Jack Dykinga – nature photographer

A master of the modern Western US landscape photograph.

If Eliot Porter’s nature photography appeals to the romantic side of one’s personality, Jack Dykinga’s appeals to the other extreme. A more formal, studied approach. Classical, if you like. That sounds boring on paper but the reality is that his work is astonishing. Whereas with Porter’s work the reaction tends to be “Hmmm, I need to think about that” with Dykinga it’s a more simple “Wow!”.

As is often the case in aesthetic matters, I chanced on his work by accident. It was 1983 and I was half way though my six year stint in New York City. The excitement I had first felt for the city was increasingly turning to dismay. Corruption, dirt and congestion. I reckoned I could get the same in Los Angeles and at least have good weather thrown in at no additional cost. So somewhere about that time I began thinking of going west.

Now there’s a lot that is good about Manhattan. Museums and art galleries everywhere. Restaurants of all ethnicities easily found. Central Park. Carnegie Hall. The Met. Broadway. Wall Street. Street photography opportunities to die for (sadly, literally true in the early 1980s, far better now) and those mom and pop grocery stores (mom and pop being Vietnamese or Korean) open 24/365, seemingly on every street corner.

But one of the best things about the City is the large selection of book stores, both traditional brick and mortar establishments, and the street vendors, just like in Paris. So it was some time around 1983 that I came across a magazine named Arizona Highways at just one of those places. Large format, slim and with no advertising, the photography, limited to Arizona, was stunning. There are no advertisements as the magazine is bankrolled by none other than the State of Arizona, or at least its taxpayers. To cut a long story short, it was there I first encountered the work of Jack Dykinga.

Best as I can tell, Dykinga still works with large format film and I was prompted to write this entry after pulling his book ‘Desert: The Mojave and Death Valley’ from the bookshelf the other day. If Arizona Highways was one reason I moved to the great landscape of the American West in 1987, then Dykinga’s photography was the catalyst.

In the winter of 1997-98 the heavy rains brought by the El Nino weather system produced a tremendous flowering of desert plants in the Mojave, and Dykinga was there to capture it. While large format is not necessary for the modest size of the book – some 10″ x 11″ in size – the photographs are simply magic. Far more than record pictures, Dykinga takes extraordinary pains over composition, thinking nothing of being up with the birds or going to sleep when the owls are coming to.

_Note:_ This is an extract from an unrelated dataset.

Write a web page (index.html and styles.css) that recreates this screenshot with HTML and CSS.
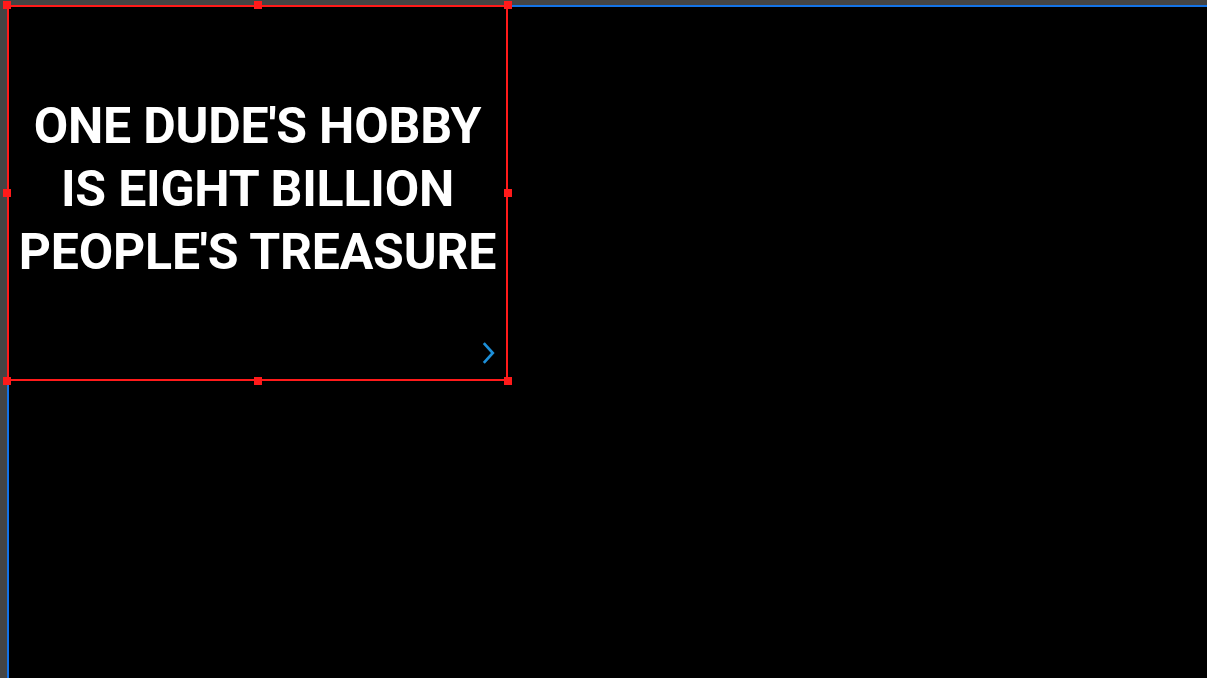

Thanks to the phenomenon that affects all photography books, you do not have to pay the $49.50 I did back in March, 2003 when this was published, as Amazon will sell you a new hardcover copy for the grand sum of $19.98. Add a fine and relevant text (rare attributes those, in photography books) by Janice Emily Bowers, and you have a treasure. I would spill the beans and tell you all about ‘The Racetrack’ but that section of the book is so extraordinary, so simply unbelievable, that I am going to keep mum and suggest you send some money to Amazon and find out for yourself. You will not believe your eyes.

And supporting a hard working photographer makes far more sense than throwing more money into the corporate coffers of Nicansonypan for the latest gadget. You can see Dykinga’s work on his web site. It does not do his work justice. Buy the book.